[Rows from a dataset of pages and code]
+===+

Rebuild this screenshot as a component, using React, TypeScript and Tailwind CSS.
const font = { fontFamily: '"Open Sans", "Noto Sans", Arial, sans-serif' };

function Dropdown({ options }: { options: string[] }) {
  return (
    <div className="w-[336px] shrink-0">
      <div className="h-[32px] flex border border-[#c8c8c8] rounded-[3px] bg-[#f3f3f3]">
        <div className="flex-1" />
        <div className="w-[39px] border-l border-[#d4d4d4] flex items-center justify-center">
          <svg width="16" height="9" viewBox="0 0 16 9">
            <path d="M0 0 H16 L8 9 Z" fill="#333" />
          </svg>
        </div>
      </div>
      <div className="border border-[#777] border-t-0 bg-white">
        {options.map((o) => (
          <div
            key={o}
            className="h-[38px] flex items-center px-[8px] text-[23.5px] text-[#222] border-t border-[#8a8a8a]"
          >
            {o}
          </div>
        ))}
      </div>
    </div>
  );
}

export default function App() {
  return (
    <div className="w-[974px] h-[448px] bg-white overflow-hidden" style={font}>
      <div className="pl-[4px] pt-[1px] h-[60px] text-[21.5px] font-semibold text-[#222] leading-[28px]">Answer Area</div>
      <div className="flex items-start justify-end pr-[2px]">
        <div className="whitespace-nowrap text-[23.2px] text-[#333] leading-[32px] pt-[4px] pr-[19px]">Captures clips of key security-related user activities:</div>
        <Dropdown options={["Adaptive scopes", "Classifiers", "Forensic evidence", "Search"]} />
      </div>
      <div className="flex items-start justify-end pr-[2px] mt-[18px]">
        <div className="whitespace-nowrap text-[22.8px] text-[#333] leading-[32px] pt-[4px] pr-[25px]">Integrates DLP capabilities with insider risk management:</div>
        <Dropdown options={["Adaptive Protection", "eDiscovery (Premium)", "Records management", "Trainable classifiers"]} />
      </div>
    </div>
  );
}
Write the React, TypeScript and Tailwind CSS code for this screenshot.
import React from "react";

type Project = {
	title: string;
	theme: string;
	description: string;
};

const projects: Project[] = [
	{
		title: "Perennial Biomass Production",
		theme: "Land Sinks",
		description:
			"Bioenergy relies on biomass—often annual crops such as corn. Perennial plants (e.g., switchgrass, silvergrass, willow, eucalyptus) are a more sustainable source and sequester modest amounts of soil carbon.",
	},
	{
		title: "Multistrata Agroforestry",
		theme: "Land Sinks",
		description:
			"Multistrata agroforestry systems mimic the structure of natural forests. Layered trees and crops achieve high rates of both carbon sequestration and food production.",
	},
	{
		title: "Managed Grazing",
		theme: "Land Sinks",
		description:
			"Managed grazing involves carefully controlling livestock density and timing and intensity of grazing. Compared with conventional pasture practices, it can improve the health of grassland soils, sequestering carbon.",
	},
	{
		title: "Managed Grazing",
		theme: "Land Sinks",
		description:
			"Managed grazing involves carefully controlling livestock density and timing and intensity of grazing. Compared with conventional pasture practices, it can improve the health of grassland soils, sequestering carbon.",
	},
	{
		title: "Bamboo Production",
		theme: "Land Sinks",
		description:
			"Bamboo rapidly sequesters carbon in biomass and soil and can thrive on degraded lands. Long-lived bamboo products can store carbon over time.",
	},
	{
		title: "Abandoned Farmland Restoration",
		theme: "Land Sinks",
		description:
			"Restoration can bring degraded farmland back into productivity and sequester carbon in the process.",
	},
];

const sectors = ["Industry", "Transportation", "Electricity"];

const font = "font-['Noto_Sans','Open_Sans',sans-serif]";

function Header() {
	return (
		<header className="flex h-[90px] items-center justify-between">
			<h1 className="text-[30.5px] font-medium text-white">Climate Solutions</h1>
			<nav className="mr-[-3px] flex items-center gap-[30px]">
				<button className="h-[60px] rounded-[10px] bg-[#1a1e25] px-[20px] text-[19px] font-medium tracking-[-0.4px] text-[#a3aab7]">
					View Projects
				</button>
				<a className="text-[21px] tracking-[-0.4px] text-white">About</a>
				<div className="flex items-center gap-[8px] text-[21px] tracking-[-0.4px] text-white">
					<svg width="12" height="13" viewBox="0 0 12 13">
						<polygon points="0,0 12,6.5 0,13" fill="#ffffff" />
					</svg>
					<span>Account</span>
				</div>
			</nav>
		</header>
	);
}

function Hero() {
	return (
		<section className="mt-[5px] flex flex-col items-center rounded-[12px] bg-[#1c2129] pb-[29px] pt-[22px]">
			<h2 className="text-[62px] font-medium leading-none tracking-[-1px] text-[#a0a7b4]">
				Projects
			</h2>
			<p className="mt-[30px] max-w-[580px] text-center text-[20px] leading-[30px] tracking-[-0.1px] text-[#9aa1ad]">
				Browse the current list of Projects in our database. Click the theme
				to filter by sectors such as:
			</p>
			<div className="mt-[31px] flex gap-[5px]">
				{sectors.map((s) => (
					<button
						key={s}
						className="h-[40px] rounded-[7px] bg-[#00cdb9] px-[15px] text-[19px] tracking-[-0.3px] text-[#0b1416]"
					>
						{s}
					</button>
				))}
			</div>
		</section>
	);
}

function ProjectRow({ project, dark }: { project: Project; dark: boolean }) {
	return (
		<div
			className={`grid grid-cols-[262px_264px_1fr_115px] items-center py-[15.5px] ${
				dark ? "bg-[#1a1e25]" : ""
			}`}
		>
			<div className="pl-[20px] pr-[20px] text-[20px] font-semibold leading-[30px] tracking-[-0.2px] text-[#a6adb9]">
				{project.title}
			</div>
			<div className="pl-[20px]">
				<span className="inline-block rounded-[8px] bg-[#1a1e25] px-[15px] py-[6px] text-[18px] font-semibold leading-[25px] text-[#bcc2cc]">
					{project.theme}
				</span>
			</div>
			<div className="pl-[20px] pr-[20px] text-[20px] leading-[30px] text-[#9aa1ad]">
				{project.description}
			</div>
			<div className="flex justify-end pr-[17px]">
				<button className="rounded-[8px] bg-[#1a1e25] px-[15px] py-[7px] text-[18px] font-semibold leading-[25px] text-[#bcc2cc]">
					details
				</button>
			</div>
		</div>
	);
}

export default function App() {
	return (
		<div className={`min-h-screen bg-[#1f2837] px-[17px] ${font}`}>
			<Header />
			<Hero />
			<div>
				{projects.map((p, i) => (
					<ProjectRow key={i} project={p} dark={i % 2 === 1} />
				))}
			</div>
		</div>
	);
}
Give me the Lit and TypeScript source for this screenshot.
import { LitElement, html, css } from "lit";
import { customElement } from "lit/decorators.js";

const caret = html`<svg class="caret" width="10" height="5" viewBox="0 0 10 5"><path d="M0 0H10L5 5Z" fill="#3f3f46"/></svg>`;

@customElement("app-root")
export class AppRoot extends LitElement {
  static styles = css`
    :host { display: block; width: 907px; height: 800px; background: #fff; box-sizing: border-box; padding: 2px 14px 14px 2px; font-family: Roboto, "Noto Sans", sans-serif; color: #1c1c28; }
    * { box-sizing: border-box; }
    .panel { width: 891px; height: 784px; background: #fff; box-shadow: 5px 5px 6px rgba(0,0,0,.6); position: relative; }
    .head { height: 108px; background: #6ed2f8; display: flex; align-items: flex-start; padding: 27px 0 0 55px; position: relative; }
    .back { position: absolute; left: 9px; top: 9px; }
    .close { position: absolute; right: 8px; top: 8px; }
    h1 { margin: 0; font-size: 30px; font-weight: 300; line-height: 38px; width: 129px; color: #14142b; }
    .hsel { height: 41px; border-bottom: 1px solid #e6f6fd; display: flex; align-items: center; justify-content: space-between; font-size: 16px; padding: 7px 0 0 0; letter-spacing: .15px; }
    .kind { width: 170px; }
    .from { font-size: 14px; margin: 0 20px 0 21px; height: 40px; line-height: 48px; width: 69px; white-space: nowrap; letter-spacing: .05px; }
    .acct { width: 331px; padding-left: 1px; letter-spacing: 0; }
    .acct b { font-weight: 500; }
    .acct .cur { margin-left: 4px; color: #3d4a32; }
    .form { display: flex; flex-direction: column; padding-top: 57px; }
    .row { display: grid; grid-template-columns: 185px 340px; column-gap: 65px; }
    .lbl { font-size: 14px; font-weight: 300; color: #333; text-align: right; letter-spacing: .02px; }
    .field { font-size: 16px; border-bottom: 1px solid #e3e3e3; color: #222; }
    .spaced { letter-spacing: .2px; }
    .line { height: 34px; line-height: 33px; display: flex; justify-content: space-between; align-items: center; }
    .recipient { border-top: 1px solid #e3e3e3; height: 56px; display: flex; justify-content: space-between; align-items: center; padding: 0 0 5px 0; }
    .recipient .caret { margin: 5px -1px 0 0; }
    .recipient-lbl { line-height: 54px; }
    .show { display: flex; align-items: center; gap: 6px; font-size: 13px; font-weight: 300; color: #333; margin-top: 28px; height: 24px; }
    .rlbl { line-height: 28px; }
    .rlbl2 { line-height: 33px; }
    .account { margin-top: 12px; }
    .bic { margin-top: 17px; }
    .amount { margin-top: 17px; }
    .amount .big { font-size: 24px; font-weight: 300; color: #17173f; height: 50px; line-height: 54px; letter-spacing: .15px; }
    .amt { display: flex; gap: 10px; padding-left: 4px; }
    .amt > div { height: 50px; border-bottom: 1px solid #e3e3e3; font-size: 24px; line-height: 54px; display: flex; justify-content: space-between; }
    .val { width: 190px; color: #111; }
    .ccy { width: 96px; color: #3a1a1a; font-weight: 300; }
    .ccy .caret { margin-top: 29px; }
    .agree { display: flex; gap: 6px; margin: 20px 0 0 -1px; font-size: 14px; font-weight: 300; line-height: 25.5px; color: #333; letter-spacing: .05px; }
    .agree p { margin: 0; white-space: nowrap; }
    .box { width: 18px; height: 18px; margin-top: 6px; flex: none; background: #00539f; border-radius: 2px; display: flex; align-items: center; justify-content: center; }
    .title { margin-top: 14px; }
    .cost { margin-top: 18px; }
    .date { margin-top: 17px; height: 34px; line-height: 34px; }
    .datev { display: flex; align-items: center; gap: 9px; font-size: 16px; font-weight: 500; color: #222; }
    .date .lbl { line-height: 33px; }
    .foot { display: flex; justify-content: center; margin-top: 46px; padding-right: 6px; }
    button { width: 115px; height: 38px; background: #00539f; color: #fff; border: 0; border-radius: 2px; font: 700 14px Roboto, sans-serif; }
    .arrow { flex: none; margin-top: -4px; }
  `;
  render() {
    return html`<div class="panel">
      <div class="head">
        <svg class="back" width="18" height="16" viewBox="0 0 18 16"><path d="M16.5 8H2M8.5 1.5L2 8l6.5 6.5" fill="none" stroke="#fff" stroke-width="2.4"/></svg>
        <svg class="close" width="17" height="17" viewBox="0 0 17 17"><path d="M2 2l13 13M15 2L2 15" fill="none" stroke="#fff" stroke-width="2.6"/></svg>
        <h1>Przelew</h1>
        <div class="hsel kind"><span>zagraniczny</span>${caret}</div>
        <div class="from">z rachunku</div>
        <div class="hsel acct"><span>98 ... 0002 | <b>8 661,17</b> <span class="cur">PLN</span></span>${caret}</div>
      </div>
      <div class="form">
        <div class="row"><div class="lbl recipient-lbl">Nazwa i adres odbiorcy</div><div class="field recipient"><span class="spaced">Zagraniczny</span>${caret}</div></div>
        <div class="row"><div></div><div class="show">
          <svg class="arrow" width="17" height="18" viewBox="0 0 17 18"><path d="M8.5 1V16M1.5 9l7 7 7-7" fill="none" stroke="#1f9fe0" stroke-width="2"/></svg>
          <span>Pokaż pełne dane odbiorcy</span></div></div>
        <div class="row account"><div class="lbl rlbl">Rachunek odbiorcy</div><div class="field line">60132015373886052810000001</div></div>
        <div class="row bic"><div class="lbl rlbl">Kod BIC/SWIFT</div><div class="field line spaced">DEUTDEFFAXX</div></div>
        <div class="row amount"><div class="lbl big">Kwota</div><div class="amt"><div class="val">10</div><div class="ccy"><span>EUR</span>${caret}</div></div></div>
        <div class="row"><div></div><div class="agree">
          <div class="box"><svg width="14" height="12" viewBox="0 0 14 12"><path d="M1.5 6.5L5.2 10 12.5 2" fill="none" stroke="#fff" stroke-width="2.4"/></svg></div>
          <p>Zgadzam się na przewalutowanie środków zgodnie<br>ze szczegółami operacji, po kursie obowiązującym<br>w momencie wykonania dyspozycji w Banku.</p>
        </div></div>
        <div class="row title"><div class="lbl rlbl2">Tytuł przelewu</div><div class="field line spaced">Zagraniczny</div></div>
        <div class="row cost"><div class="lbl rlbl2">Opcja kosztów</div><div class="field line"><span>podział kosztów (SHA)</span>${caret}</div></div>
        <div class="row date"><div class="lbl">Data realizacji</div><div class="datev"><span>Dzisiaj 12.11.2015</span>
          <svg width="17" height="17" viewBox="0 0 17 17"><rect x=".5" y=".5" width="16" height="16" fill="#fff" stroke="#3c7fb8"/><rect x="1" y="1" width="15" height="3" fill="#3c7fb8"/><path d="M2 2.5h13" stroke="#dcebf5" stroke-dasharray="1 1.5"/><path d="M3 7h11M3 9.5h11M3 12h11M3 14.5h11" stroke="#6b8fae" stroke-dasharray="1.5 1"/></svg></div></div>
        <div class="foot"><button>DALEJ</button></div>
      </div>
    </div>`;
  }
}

+===+

**Work instructions**
Report how many lines hold the string "React", giving the number and nothing else.

**Response for this exercise**
3